THE PROBLEM:
Gather all lines in the data that hold the string "drawn".

INFORMATION SUPPLIED:
--- START ---
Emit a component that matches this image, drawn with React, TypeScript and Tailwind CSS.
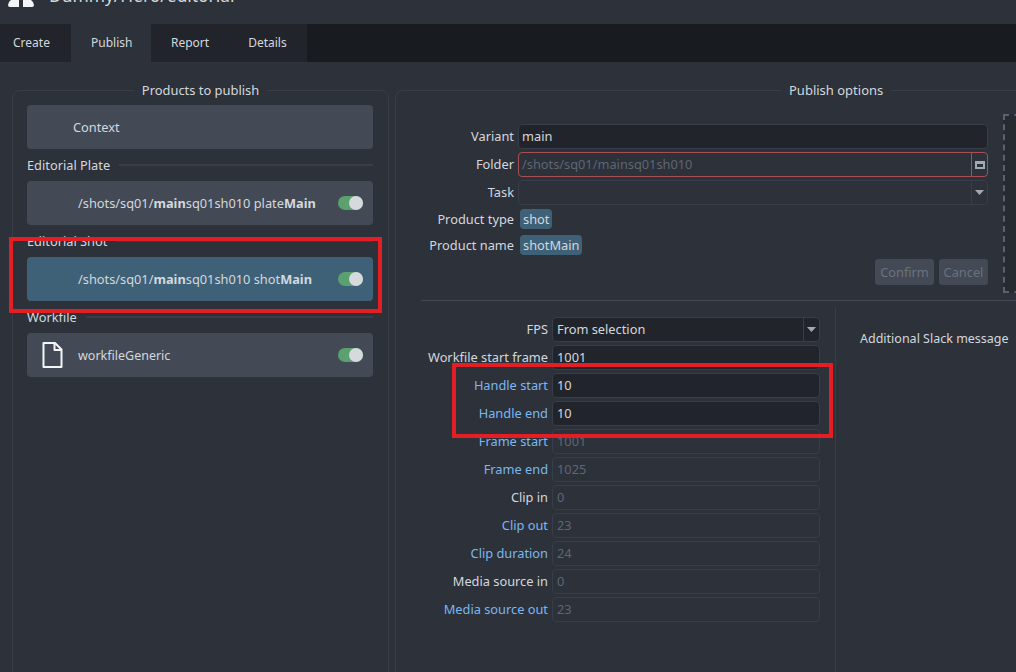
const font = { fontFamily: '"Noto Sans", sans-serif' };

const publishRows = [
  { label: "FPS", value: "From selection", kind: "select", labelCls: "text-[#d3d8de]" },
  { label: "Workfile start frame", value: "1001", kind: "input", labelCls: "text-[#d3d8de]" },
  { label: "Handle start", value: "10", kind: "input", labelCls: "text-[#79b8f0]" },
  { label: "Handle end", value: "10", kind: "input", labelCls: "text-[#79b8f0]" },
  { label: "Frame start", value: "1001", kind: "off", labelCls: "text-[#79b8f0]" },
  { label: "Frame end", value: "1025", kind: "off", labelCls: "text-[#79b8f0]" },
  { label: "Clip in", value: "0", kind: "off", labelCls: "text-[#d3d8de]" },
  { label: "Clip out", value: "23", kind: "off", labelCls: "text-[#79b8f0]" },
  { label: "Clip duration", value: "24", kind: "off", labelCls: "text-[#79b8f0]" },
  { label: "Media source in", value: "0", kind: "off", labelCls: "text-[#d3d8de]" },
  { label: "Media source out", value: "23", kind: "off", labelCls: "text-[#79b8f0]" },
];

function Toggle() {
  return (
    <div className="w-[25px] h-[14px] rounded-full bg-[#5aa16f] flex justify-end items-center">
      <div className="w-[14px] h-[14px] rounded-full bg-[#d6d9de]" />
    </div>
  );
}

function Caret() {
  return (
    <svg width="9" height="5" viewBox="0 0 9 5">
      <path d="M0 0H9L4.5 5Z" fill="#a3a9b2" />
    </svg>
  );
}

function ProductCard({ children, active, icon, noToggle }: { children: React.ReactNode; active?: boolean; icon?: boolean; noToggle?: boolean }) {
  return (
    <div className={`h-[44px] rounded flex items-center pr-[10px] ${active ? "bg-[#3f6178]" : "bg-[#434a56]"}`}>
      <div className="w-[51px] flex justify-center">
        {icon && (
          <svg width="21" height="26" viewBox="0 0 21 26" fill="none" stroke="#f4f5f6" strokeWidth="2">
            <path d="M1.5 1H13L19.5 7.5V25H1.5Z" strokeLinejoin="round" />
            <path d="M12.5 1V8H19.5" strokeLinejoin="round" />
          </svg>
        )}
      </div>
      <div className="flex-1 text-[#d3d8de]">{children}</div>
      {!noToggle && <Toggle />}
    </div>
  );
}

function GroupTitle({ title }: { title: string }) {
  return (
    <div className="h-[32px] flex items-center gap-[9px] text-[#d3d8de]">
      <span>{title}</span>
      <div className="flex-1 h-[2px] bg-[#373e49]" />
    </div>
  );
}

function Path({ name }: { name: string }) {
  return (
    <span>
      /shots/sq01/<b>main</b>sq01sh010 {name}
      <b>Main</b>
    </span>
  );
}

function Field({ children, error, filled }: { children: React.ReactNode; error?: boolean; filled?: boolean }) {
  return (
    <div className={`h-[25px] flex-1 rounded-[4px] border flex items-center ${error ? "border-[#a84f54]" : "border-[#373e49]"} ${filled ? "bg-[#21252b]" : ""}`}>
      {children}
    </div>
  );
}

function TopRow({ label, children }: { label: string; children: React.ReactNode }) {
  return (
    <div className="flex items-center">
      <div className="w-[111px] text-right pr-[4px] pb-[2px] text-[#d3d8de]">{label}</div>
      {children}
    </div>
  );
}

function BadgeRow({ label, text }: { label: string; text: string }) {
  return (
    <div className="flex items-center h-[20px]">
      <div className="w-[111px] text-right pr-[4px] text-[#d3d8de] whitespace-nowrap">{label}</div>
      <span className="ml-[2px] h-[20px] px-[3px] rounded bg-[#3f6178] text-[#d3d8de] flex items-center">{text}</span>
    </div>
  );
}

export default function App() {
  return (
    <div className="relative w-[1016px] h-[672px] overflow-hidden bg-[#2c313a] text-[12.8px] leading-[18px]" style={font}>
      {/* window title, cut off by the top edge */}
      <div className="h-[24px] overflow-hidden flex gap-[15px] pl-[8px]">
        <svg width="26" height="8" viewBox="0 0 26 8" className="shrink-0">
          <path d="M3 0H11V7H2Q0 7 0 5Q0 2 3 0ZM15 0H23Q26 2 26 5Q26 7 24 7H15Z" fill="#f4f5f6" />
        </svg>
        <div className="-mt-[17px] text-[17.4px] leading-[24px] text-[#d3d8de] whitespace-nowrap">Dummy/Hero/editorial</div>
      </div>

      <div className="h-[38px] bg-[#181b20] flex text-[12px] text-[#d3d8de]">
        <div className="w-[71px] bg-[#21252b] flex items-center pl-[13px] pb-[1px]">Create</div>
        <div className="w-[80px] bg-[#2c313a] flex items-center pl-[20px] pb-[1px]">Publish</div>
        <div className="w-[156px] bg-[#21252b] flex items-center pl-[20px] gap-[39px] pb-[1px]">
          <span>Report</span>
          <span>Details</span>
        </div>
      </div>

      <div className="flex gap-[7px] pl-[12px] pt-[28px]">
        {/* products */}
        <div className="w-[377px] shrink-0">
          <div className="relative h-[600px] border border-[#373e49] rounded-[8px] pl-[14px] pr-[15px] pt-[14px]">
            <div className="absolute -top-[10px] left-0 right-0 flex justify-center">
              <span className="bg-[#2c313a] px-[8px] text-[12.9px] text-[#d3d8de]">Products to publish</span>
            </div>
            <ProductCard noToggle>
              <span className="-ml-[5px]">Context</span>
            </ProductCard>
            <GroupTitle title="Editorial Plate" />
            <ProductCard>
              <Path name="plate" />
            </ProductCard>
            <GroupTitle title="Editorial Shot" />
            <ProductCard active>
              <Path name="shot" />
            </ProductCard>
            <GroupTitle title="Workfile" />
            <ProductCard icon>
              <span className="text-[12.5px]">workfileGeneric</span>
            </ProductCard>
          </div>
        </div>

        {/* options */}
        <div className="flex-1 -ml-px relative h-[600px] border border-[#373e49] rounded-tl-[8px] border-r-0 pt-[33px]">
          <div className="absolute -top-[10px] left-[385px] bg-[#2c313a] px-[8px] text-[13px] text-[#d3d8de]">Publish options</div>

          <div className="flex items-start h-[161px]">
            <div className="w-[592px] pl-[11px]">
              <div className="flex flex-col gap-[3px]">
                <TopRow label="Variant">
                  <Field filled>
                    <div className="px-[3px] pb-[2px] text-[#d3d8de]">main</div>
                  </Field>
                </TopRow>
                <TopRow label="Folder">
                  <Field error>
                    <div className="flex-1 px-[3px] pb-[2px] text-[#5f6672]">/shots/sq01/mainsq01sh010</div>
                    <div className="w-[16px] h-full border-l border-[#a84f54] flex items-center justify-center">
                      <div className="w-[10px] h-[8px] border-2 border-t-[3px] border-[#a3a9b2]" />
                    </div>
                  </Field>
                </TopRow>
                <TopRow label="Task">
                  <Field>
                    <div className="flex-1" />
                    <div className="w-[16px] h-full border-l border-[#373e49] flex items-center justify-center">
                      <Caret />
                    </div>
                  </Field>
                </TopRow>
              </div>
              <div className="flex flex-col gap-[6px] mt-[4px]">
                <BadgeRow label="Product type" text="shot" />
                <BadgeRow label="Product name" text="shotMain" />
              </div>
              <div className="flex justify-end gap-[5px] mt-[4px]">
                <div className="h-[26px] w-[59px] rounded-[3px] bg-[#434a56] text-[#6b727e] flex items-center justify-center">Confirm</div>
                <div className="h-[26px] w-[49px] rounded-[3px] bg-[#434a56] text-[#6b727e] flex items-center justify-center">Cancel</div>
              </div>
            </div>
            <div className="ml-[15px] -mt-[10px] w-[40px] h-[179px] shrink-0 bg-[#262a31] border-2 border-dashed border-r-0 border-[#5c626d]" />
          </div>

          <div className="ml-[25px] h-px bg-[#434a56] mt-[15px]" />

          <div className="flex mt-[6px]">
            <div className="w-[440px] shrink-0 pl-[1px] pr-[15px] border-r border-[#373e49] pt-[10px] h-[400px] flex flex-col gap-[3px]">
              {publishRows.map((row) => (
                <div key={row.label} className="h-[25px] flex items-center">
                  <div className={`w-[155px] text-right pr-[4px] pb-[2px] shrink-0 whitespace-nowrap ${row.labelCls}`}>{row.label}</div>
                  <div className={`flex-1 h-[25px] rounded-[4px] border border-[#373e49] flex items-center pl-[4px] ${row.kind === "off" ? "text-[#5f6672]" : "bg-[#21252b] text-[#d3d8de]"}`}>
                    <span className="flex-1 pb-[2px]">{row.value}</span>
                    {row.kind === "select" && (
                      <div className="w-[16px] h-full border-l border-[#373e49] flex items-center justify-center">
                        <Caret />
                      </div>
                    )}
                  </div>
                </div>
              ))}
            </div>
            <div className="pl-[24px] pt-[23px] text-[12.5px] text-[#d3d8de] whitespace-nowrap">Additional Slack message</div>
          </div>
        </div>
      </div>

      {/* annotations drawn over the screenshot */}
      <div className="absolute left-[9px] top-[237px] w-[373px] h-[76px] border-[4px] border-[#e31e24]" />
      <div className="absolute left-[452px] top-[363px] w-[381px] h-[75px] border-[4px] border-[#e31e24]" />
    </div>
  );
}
--- END ---
EXERCISE RESPONSE:
Emit a component that matches this image, drawn with React, TypeScript and Tailwind CSS.
      {/* annotations drawn over the screenshot */}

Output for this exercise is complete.